Uzbekistan creates corruption registry, bars convicted officials from public office
President Shavkat Mirziyoyev signed a long-awaited anti-corruption law into force on June 22, 2026, creating a formalized electronic registry of individuals convicted of corruption offenses and barring them from holding public office. The legislation, which officially took effect upon its publication on June 23, 2026, legally defines a precise list of corruption-related crimes across 18 separate articles and clauses of the Criminal Code.
Under the new law, the registry includes individuals convicted of embezzlement or misappropriation through abuse of office, fraud committed using an official position, commercial bribery, and bribery involving employees of non-governmental or commercial organizations. It also encompasses the abuse of power or exceeding official authority for personal gain, official inaction driven by self-interest, forgery, and the direct acts of taking, giving, or mediating bribes. Illegal material enrichment by public servants and the manipulation of sports competitions through bribery are similarly covered. Additionally, money laundering is classified as a corruption offense if the underlying assets were generated through any of these specified crimes.
The law imposes sweeping structural restrictions on individuals placed in the database. During the entire period their criminal record remains active, registered individuals are prohibited from entering public service, receiving state awards, or being nominated for elective or specially appointed offices. They are barred from serving on public councils or interdepartmental collegial bodies attached to government agencies. Furthermore, they cannot hold leadership roles in educational institutions or organizations where the state holds a stake exceeding 50 percent.
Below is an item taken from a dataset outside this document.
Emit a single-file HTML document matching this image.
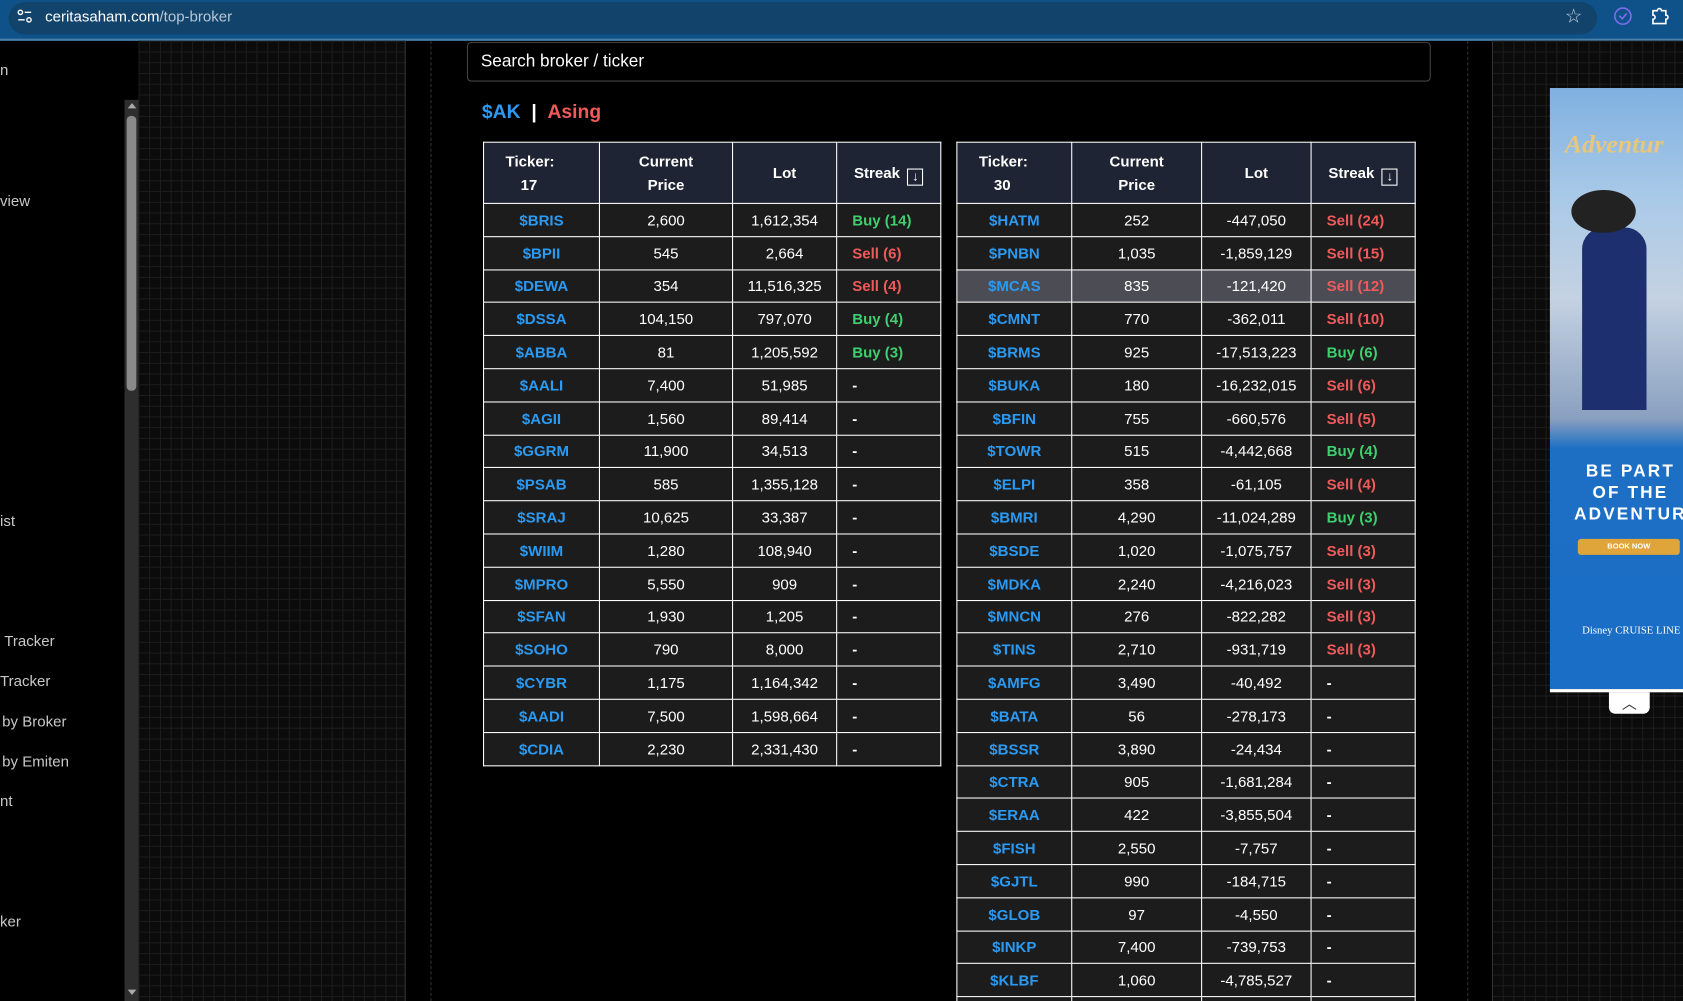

Their entrepreneurial entities, specifically companies in which they hold a founding share or a charter capital stake greater than 50 percent, are also blocked from participating in public procurement and public–private partnership agreements.
The Ministry of Internal Affairs is required to input a convicted individual's data into the electronic platform within three working days after a court verdict or ruling becomes legally binding. The database will be managed jointly by the Anti–Corruption Agency and the Ministry of Internal Affairs.
Whether the registry will be fully accessible to the general public remains unclarified in the text of the law itself. While a 2021 presidential decree originally stipulated that the database should be transparent and open, the new legislation leaves the specific procedures for accessing data and the grounds for removing individuals from the system to be determined by subsequent regulatory acts, which may be issued via presidential or governmental decisions.
The passage of this law concludes a five-year legislative process, following a presidential decree issued on July 6, 2021, that first mandated the creation of a corruption database. The necessity of the measure is underscored by domestic personnel statistics; in 2023 alone, 566 individuals previously convicted of corruption offenses in Uzbekistan managed to re-enter public service, where they subsequently committed further corruption–related crimes.
According to Article 78 of the Criminal Code, the duration an individual remains in the registry corresponds directly to the legal lifespan of their criminal record. For those given probation, the record clears when the probationary period ends. For individuals sentenced to compulsory community service, restriction of service, or assignment to a disciplinary unit, it clears immediately upon completing the punishment. A one–year period is required after fines are paid or after terms of correctional labor or specific disqualifications are served. The timeline extends to two years following the completion of a restriction of liberty sentence. For prison sentences of five years or less, the record remains for four years after release; for sentences between five and 10 years, it remains for seven years; and for prison terms between 10 and 15 years, it lasts for 10 years. However, if an individual maintains clean conduct without administrative or disciplinary penalties after prison, a court may expunge the criminal record after at least half of the designated statutory period has elapsed.